11. The electronic device according to claim 10 wherein said heat sink is an aluminum extrusion element.

12. The electronic device according to claim 10 wherein said heat sink comprises a first part and a second part, which are substantially perpendicular to each other.

13. The electronic device according to claim 12 wherein said heat sink comprises a third part, which is arranged on said second part and substantially perpendicular to said second part, and said first part, said second part and said third part collectively define a guiding track.

14. The electronic device according to claim 13 wherein said first fixing part of said fixing element further includes a first engaging part to be sustained against said third part of said heat sink so as to embed said fixing element into said guiding track.

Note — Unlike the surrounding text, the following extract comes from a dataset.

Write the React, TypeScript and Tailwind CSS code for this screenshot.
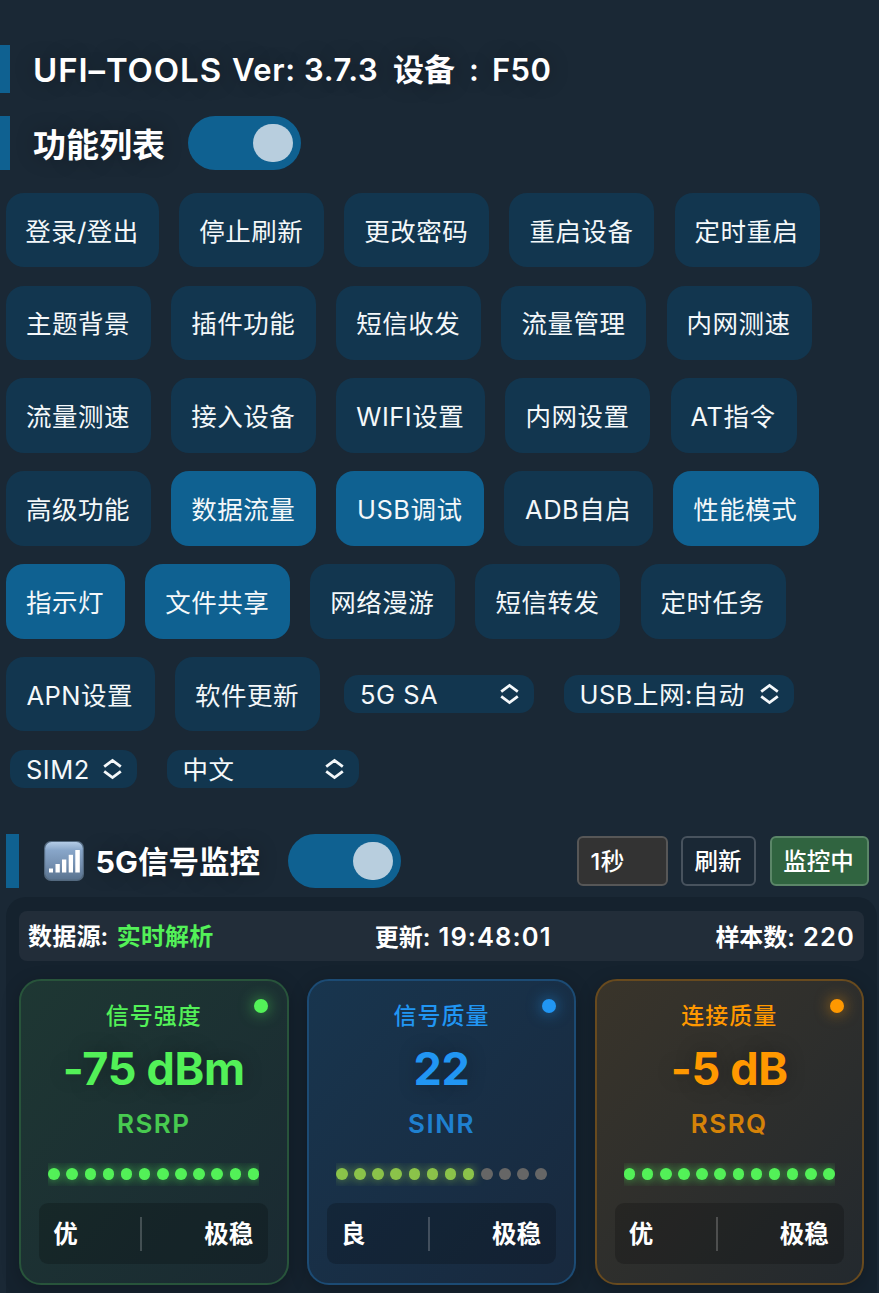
import { useState } from "react";
import clsx from "clsx";

type Fn = {
  label: string;
  width: string;
  on?: boolean;
};

type Metric = {
  title: string;
  value: string;
  unit: string;
  filled: number;
  level: string;
  stable: string;
  card: string;
  text: string;
  dot: string;
  bar: string;
};

const rows: Fn[][] = [
  [
    { label: "登录/登出", width: "w-[153px]" },
    { label: "停止刷新", width: "w-[145px]" },
    { label: "更改密码", width: "w-[145px]" },
    { label: "重启设备", width: "w-[145px]" },
    { label: "定时重启", width: "w-[145px]" },
  ],
  [
    { label: "主题背景", width: "w-[145px]" },
    { label: "插件功能", width: "w-[145px]" },
    { label: "短信收发", width: "w-[145px]" },
    { label: "流量管理", width: "w-[145px]" },
    { label: "内网测速", width: "w-[145px]" },
  ],
  [
    { label: "流量测速", width: "w-[145px]" },
    { label: "接入设备", width: "w-[145px]" },
    { label: "WIFI设置", width: "w-[149px]" },
    { label: "内网设置", width: "w-[145px]" },
    { label: "AT指令", width: "w-[126px]" },
  ],
  [
    { label: "高级功能", width: "w-[145px]" },
    { label: "数据流量", width: "w-[145px]", on: true },
    { label: "USB调试", width: "w-[148px]", on: true },
    { label: "ADB自启", width: "w-[148.5px]" },
    { label: "性能模式", width: "w-[145.5px]", on: true },
  ],
  [
    { label: "指示灯", width: "w-[119px]", on: true },
    { label: "文件共享", width: "w-[145px]", on: true },
    { label: "网络漫游", width: "w-[145px]" },
    { label: "短信转发", width: "w-[145px]" },
    { label: "定时任务", width: "w-[145px]" },
  ],
];

const metrics: Metric[] = [
  {
    title: "信号强度",
    value: "-75 dBm",
    unit: "RSRP",
    filled: 12,
    level: "优",
    stable: "极稳",
    card: "border-[#28543b] from-[#1e3733] to-[#1a2a32]",
    text: "text-[#53f158]",
    dot: "bg-[#53f158] shadow-[0_0_15px_rgba(83,241,88,0.65)]",
    bar: "bg-[#53f158] shadow-[0_0_11px_rgba(83,241,88,0.75)]",
  },
  {
    title: "信号质量",
    value: "22",
    unit: "SINR",
    filled: 8,
    level: "良",
    stable: "极稳",
    card: "border-[#1c4b74] from-[#18354e] to-[#18293e]",
    text: "text-[#2196f3]",
    dot: "bg-[#2196f3] shadow-[0_0_15px_rgba(33,150,243,0.65)]",
    bar: "bg-[#8bc34a] shadow-[0_0_11px_rgba(139,195,74,0.75)]",
  },
  {
    title: "连接质量",
    value: "-5 dB",
    unit: "RSRQ",
    filled: 12,
    level: "优",
    stable: "极稳",
    card: "border-[#684a1e] from-[#39342a] to-[#23292e]",
    text: "text-[#ff9800]",
    dot: "bg-[#ff9800] shadow-[0_0_15px_rgba(255,152,0,0.65)]",
    bar: "bg-[#53f158] shadow-[0_0_11px_rgba(83,241,88,0.75)]",
  },
];

function Toggle() {
  const [on, setOn] = useState(true);

  return (
    <button
      type="button"
      onClick={() => setOn(!on)}
      className={clsx(
        "flex h-[54px] w-[113px] flex-shrink-0 items-center rounded-full px-2",
        on ? "justify-end bg-[#0f6191]" : "justify-start bg-[#12364f]"
      )}
    >
      <span className="h-[38px] w-10 rounded-full bg-[#b8cede]" />
    </button>
  );
}

function FnButton({ label, width, on }: Fn) {
  const [active, setActive] = useState(!!on);

  return (
    <button
      type="button"
      onClick={() => setActive(!active)}
      className={clsx(
        "h-[74.5px] flex-shrink-0 whitespace-nowrap rounded-[18px] pr-px pt-[3px] text-center",
        width,
        active ? "bg-[#0f6191]" : "bg-[#12364f]"
      )}
    >
      {label}
    </button>
  );
}

function Select({ label, width }: { label: string; width: string }) {
  return (
    <button
      type="button"
      className={clsx(
        "flex h-[38.5px] flex-shrink-0 items-center justify-between whitespace-nowrap rounded-[14px] bg-[#12364f] pl-4 pr-[15px]",
        width
      )}
    >
      <span className="leading-[36px] pt-[2px]">{label}</span>
      <svg
        className="h-[22px] w-[19px]"
        fill="none"
        stroke="currentColor"
        strokeWidth={2.8}
        viewBox="0 0 19 22"
      >
        <path d="M1.2 8.6L9.5 2.4L17.8 8.6M1.2 13.4L9.5 19.6L17.8 13.4" />
      </svg>
    </button>
  );
}

function SignalIcon() {
  return (
    <svg className="h-10 w-10" viewBox="0 0 40 40">
      <defs>
        <linearGradient id="sig" x1="0" y1="0" x2="0" y2="1">
          <stop offset="0" stopColor="#b4cce6" />
          <stop offset="0.22" stopColor="#88a6c9" />
          <stop offset="0.6" stopColor="#7590b1" />
          <stop offset="1" stopColor="#59738f" />
        </linearGradient>
      </defs>
      <rect width="40" height="40" rx="7" fill="#53697f" />
      <rect x="1.2" y="1" width="37.6" height="37.6" rx="6.5" fill="url(#sig)" />
      <g fill="#fff">
        <rect x="5" y="27.5" width="4" height="4" />
        <rect x="11.5" y="23" width="4.3" height="8.5" />
        <rect x="18" y="18.5" width="4.3" height="13" />
        <rect x="24.7" y="13.8" width="4.3" height="17.7" />
        <rect x="31.3" y="9" width="4.5" height="22.5" />
      </g>
    </svg>
  );
}

function MetricCard({ m }: { m: Metric }) {
  return (
    <div
      className={clsx(
        "relative flex h-[306px] w-[269.5px] flex-col items-center rounded-[22px] border-2 bg-gradient-to-br shadow-[0_4px_18px_rgba(0,0,0,0.22)]",
        m.card
      )}
    >
      <span
        className={clsx(
          "absolute right-[18.5px] top-[18px] h-3.5 w-3.5 rounded-full",
          m.dot
        )}
      />
      <div
        className={clsx(
          "mt-[18.5px] h-[34px] text-[23px] font-medium leading-[34px] tracking-[1px]",
          m.text
        )}
      >
        {m.title}
      </div>
      <div
        className={clsx(
          "mt-[11px] h-[50px] whitespace-nowrap text-[45px] font-bold leading-[50px] tracking-[-0.3px] [text-shadow:0_0_20px_rgba(0,0,0,0.3)]",
          m.text
        )}
      >
        {m.value}
      </div>
      <div
        className={clsx(
          "mt-[12.5px] h-[34px] text-[26px] font-semibold leading-[34px] tracking-[1.5px] opacity-80",
          m.text
        )}
      >
        {m.unit}
      </div>
      <div className="mt-[22px] flex h-[23px] w-[211px] items-center justify-between overflow-hidden">
        {Array.from({ length: 12 }, (_, i) => (
          <span
            key={i}
            className={clsx(
              "h-3 w-[11.5px] flex-shrink-0 rounded-full",
              i < m.filled ? m.bar : "bg-[#666666]"
            )}
          />
        ))}
      </div>
      <div className="mt-[17.5px] flex h-[61px] w-[229px] items-center justify-between rounded-[9px] bg-black/20 pl-[14px] pr-[15px] text-[24.5px] font-bold text-white">
        <span className="pt-[2px]">{m.level}</span>
        <span className="h-[34px] w-[2px] bg-white/20" />
        <span className="pt-[2px]">{m.stable}</span>
      </div>
    </div>
  );
}

export default function App() {
  return (
    <div className="flex h-[1293px] w-[879px] flex-col overflow-hidden bg-[#1a2835] pt-[45px] font-['Inter','Noto_Sans_CJK_SC',sans-serif] text-white">
      {/* Title */}
      <div className="flex h-12 items-center whitespace-nowrap border-l-[10px] border-[#0f6191] pl-[23px] pt-[3px] font-semibold [text-shadow:0_0_20px_rgba(0,0,0,0.3)]">
        <span className="w-[199px] text-[33px] tracking-[0.9px]">UFI–TOOLS</span>
        <span className="w-[161px] text-[31px] tracking-[0.6px]">Ver: 3.7.3</span>
        <span className="w-[76px] text-[31px]">设备</span>
        <span className="w-[23px] text-[31px]">:</span>
        <span className="text-[31px] tracking-[0.4px]">F50</span>
      </div>

      {/* Function list header */}
      <div className="mt-[22.5px] flex h-[54.5px] items-center border-l-[10px] border-[#0f6191] pl-[23px]">
        <h2 className="w-[155px] pt-[4px] text-[33px] font-bold leading-[50px] [text-shadow:0_0_20px_rgba(0,0,0,0.3)]">
          功能列表
        </h2>
        <Toggle />
      </div>

      {/* Function buttons */}
      <div className="mt-[23.4px] flex flex-col gap-[18.3px] pl-1.5 text-[25.5px] leading-[36px] tracking-[0.5px] text-[#f4f8fa]">
        {rows.map((row, i) => (
          <div key={i} className="flex gap-[20.15px]">
            {row.map((fn) => (
              <FnButton key={fn.label} {...fn} />
            ))}
          </div>
        ))}
        <div className="flex items-center">
          <FnButton label="APN设置" width="w-[148.5px]" />
          <div className="w-[20.5px]" />
          <FnButton label="软件更新" width="w-[145px]" />
          <div className="ml-6 flex gap-[29.5px]">
            <Select label="5G SA" width="w-[190px]" />
            <Select label="USB上网:自动" width="w-[230.5px]" />
          </div>
        </div>
        <div className="flex gap-[29.5px] pl-1">
          <Select label="SIM2" width="w-[127px]" />
          <Select label="中文" width="w-[192.5px]" />
        </div>
      </div>

      {/* Signal monitor header */}
      <div className="ml-1.5 mt-[45.6px] flex h-[54px] flex-shrink-0 items-center border-l-[13px] border-[#0f6191] pl-[25px]">
        <SignalIcon />
        <h2 className="ml-[11.5px] w-[192.5px] whitespace-nowrap pt-[2px] text-[30.5px] font-bold leading-[50px] [text-shadow:0_0_20px_rgba(0,0,0,0.3)]">
          5G信号监控
        </h2>
        <Toggle />
        <div className="ml-auto mr-[10.5px] flex h-[50px] gap-[13.5px] text-[23.5px] font-medium leading-[32px]">
          <button className="w-[91px] rounded-[6px] border-2 border-[#575757] bg-[#333333] pl-[12px] pt-[2px] text-left tracking-[0.6px]">
            1秒
          </button>
          <button className="w-[75px] rounded-[6px] border-2 border-[#48535e] pr-px pt-[2px]">
            刷新
          </button>
          <button className="w-[99px] rounded-[6px] border-2 border-[#5b8668] bg-[#306440] pr-px pt-[2px]">
            监控中
          </button>
        </div>
      </div>

      {/* Signal panel */}
      <div className="ml-1.5 mr-[2px] mt-[9px] h-[420px] flex-shrink-0 rounded-[20px] bg-[#15222e] px-[13px] pt-[14px]">
        <div className="flex h-[50px] items-center justify-between whitespace-nowrap rounded-[8px] bg-[#222d39] pl-[9px] pr-[9px] pt-[2px] text-[24px] font-semibold">
          <div className="w-[183px] tracking-[0.2px]">
            数据源: <span className="ml-[2px] text-[#53f158]">实时解析</span>
          </div>
          <div>
            更新:{" "}
            <span className="ml-[2px] text-[25.5px] tracking-[1.1px]">
              19:48:01
            </span>
          </div>
          <div>
            样本数:{" "}
            <span className="ml-[2px] text-[25.5px] tracking-[1.1px]">220</span>
          </div>
        </div>
        <div className="mt-[18px] flex justify-between">
          {metrics.map((m) => (
            <MetricCard key={m.unit} m={m} />
          ))}
        </div>
      </div>
    </div>
  );
}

15. The electronic device according to claim 12 wherein said electronic component includes a power transistor, which is attached on said first part of said heat sink.

16. The electronic device according to claim 10 wherein an insertion part is formed at a terminal of said second fixing part to be inserted into said insertion hole of said circuit board.

17. The electronic device according to claim 16 wherein said insertion part of said fixing element further includes a second engaging part to be sustained against said lower surface of said circuit board, thereby facilitating fixing said heat sink on said circuit board.

18. The electronic device according to claim 17 wherein said first engaging part and said second engaging part are hooks having respective slant surfaces.